Exercise goal: Transcribe all of the data exactly. Omit the pictures.

* * * * *

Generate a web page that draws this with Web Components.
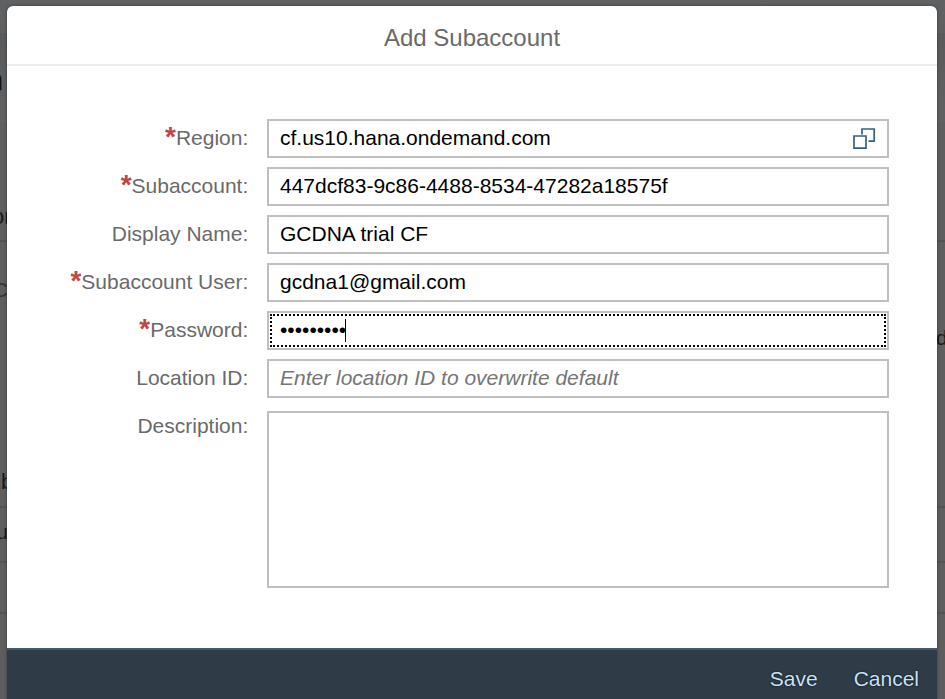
<!DOCTYPE html>
<html lang="en"><head><meta charset="utf-8"><title>Add Subaccount</title>
<style>
html,body{margin:0;height:100%;overflow:hidden}
body{font-family:"Liberation Sans",Arial,sans-serif;font-size:21px;color:#000;background:#5e5e5e}
</style></head><body>
<app-stage>
<sub-dialog heading="Add Subaccount">
<form-row label="Region" required><text-field help>cf.us10.hana.ondemand.com</text-field></form-row>
<form-row label="Subaccount" required><text-field>447dcf83-9c86-4488-8534-47282a18575f</text-field></form-row>
<form-row label="Display Name"><text-field>GCDNA trial CF</text-field></form-row>
<form-row label="Subaccount User" required><text-field>gcdna1@gmail.com</text-field></form-row>
<form-row label="Password" required><text-field focused>•••••••••</text-field></form-row>
<form-row label="Location ID"><text-field hint>Enter location ID to overwrite default</text-field></form-row>
<form-row label="Description" tall><text-field area></text-field></form-row>
<bar-button slot="actions">Save</bar-button>
<bar-button slot="actions">Cancel</bar-button>
</sub-dialog>
</app-stage>
<script>
const define=(name,html,setup)=>customElements.define(name,class extends HTMLElement{
 constructor(){super();this.attachShadow({mode:'open'}).innerHTML=html;}
 connectedCallback(){if(setup)setup(this,this.shadowRoot);}
});

define('app-stage',`<style>
:host{display:block;position:relative;box-sizing:border-box;width:945px;height:699px;padding:6px 8px 0 7px;overflow:hidden;
 background:linear-gradient(#606163 0,#5e5f61 35px,#5a5b5d 36px,#606163 121px,#5e5e5e 122px)}
i{position:absolute;left:0;width:100%;height:2px;background:#525252}
b{position:absolute;font-weight:400;line-height:24px;color:#191919;white-space:pre}
::slotted(*){position:relative}
</style>
<i style="top:34px;height:1px;background:#54585c"></i><i style="top:240px"></i><i style="top:506px"></i><i style="top:561px"></i><i style="top:612px"></i>
<b style="right:942px;top:68px;font-size:29px;color:#111;-webkit-text-stroke:.5px #111">n</b>
<b style="left:-8px;top:205px;font-size:22px">on</b>
<b style="right:937px;top:278px;color:#333">C</b>
<b style="left:1px;top:470px;font-size:22px">b</b>
<b style="right:937px;top:520px">u</b>
<b style="left:936px;top:326px">d</b>
<slot></slot>`);

define('sub-dialog',`<style>
:host{display:flex;flex-direction:column;box-sizing:border-box;width:930px;height:697px;background:#fff;border-radius:6px 6px 0 0;box-shadow:0 0 3px rgba(0,0,0,.45)}
header{box-sizing:border-box;height:60px;border-bottom:2px solid #ededed;display:flex;align-items:center;justify-content:center;font-size:24px;color:#6a6a6a;padding-top:6px;flex:none;border-radius:6px 6px 0 0}
main{flex:none;box-sizing:border-box;height:582px;padding:53px 48px 0 0;display:flex;flex-direction:column;gap:9px}
footer{flex:1;background:#2f3c48;border-top:2px solid #44596b;display:flex;justify-content:flex-end;gap:36px;padding:15px 18px 0 0;align-items:flex-start}
</style><header><span></span></header><main><slot></slot></main><footer><slot name="actions"></slot></footer>`,
(e,r)=>{r.querySelector('span').textContent=e.getAttribute('heading')});

define('form-row',`<style>
:host{display:grid;grid-template-columns:241.3px 622px;column-gap:18.7px;height:39px}
:host([tall]){height:177px;margin-top:4px}
label{color:#6a6a6a;text-align:right;line-height:24px;padding-top:7px;white-space:nowrap}
:host([tall]) label{padding-top:3px}
em{display:none;font:700 28px/0 "Liberation Sans",Arial,sans-serif;color:#c14646;position:relative;top:1px}
:host([required]) em{display:inline}
</style><label><em>*</em><span></span></label><slot></slot>`,
(e,r)=>{r.querySelector('span').textContent=e.getAttribute('label')+':'});

define('text-field',`<style>
:host{display:flex;box-sizing:border-box;border:2px solid #bfbfbf;background:#fff;padding:0 11px 0 11px;line-height:24px;position:relative;white-space:nowrap}
.v{padding-top:5px;flex:1}
svg{display:none;width:24px;height:24px;margin-top:6px}
:host([help]) svg{display:block}
:host([hint]) .v{font-style:italic;color:#757575}
.f,.c{display:none}
:host([focused]) .f{display:block;position:absolute;inset:1px;border:2px dotted #000}
:host([focused]) .c{display:inline-block;width:1px;height:23px;background:#000;vertical-align:-5px;margin-left:-1px}
</style><div class="v"><slot></slot><span class="c"></span></div>
<svg viewBox="0 0 24 24" fill="none" stroke="#346187" stroke-width="1.7"><path d="M2 9h12v12.2H2zM10 7.500V2h12.200v12.200H16.500"/></svg><div class="f"></div>`);

define('bar-button',`<style>:host{display:block;line-height:28px;color:#c7e2fa;text-shadow:0 0 2px #000}</style><slot></slot>`);
</script></body></html>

* * * * *

Exercise output:
Generate a web page that draws this with Web Components.
<!DOCTYPE html>
<html lang="en"><head><meta charset="utf-8"><title>Add Subaccount</title>
<style>
html,body{margin:0;height:100%;overflow:hidden}
body{font-family:"Liberation Sans",Arial,sans-serif;font-size:21px;color:#000;background:#5e5e5e}
</style></head><body>
<app-stage>
<sub-dialog heading="Add Subaccount">
<form-row label="Region" required><text-field help>cf.us10.hana.ondemand.com</text-field></form-row>
<form-row label="Subaccount" required><text-field>447dcf83-9c86-4488-8534-47282a18575f</text-field></form-row>
<form-row label="Display Name"><text-field>GCDNA trial CF</text-field></form-row>
<form-row label="Subaccount User" required><text-field>gcdna1@gmail.com</text-field></form-row>
<form-row label="Password" required><text-field focused>•••••••••</text-field></form-row>
<form-row label="Location ID"><text-field hint>Enter location ID to overwrite default</text-field></form-row>
<form-row label="Description" tall><text-field area></text-field></form-row>
<bar-button slot="actions">Save</bar-button>
<bar-button slot="actions">Cancel</bar-button>
</sub-dialog>
</app-stage>
<script>
const define=(name,html,setup)=>customElements.define(name,class extends HTMLElement{
 constructor(){super();this.attachShadow({mode:'open'}).innerHTML=html;}
 connectedCallback(){if(setup)setup(this,this.shadowRoot);}
});

define('app-stage',`<style>
:host{display:block;position:relative;box-sizing:border-box;width:945px;height:699px;padding:6px 8px 0 7px;overflow:hidden;
 background:linear-gradient(#606163 0,#5e5f61 35px,#5a5b5d 36px,#606163 121px,#5e5e5e 122px)}
i{position:absolute;left:0;width:100%;height:2px;background:#525252}
b{position:absolute;font-weight:400;line-height:24px;color:#191919;white-space:pre}
::slotted(*){position:relative}
</style>
<i style="top:34px;height:1px;background:#54585c"></i><i style="top:240px"></i><i style="top:506px"></i><i style="top:561px"></i><i style="top:612px"></i>
<b style="right:942px;top:68px;font-size:29px;color:#111;-webkit-text-stroke:.5px #111">n</b>
<b style="left:-8px;top:205px;font-size:22px">on</b>
<b style="right:937px;top:278px;color:#333">C</b>
<b style="left:1px;top:470px;font-size:22px">b</b>
<b style="right:937px;top:520px">u</b>
<b style="left:936px;top:326px">d</b>
<slot></slot>`);

define('sub-dialog',`<style>
:host{display:flex;flex-direction:column;box-sizing:border-box;width:930px;height:697px;background:#fff;border-radius:6px 6px 0 0;box-shadow:0 0 3px rgba(0,0,0,.45)}
header{box-sizing:border-box;height:60px;border-bottom:2px solid #ededed;display:flex;align-items:center;justify-content:center;font-size:24px;color:#6a6a6a;padding-top:6px;flex:none;border-radius:6px 6px 0 0}
main{flex:none;box-sizing:border-box;height:582px;padding:53px 48px 0 0;display:flex;flex-direction:column;gap:9px}
footer{flex:1;background:#2f3c48;border-top:2px solid #44596b;display:flex;justify-content:flex-end;gap:36px;padding:15px 18px 0 0;align-items:flex-start}
</style><header><span></span></header><main><slot></slot></main><footer><slot name="actions"></slot></footer>`,
(e,r)=>{r.querySelector('span').textContent=e.getAttribute('heading')});

define('form-row',`<style>
:host{display:grid;grid-template-columns:241.3px 622px;column-gap:18.7px;height:39px}
:host([tall]){height:177px;margin-top:4px}
label{color:#6a6a6a;text-align:right;line-height:24px;padding-top:7px;white-space:nowrap}
:host([tall]) label{padding-top:3px}
em{display:none;font:700 28px/0 "Liberation Sans",Arial,sans-serif;color:#c14646;position:relative;top:1px}
:host([required]) em{display:inline}
</style><label><em>*</em><span></span></label><slot></slot>`,
(e,r)=>{r.querySelector('span').textContent=e.getAttribute('label')+':'});

define('text-field',`<style>
:host{display:flex;box-sizing:border-box;border:2px solid #bfbfbf;background:#fff;padding:0 11px 0 11px;line-height:24px;position:relative;white-space:nowrap}
.v{padding-top:5px;flex:1}
svg{display:none;width:24px;height:24px;margin-top:6px}
:host([help]) svg{display:block}
:host([hint]) .v{font-style:italic;color:#757575}
.f,.c{display:none}
:host([focused]) .f{display:block;position:absolute;inset:1px;border:2px dotted #000}
:host([focused]) .c{display:inline-block;width:1px;height:23px;background:#000;vertical-align:-5px;margin-left:-1px}
</style><div class="v"><slot></slot><span class="c"></span></div>
<svg viewBox="0 0 24 24" fill="none" stroke="#346187" stroke-width="1.7"><path d="M2 9h12v12.2H2zM10 7.500V2h12.200v12.200H16.500"/></svg><div class="f"></div>`);

define('bar-button',`<style>:host{display:block;line-height:28px;color:#c7e2fa;text-shadow:0 0 2px #000}</style><slot></slot>`);
</script></body></html>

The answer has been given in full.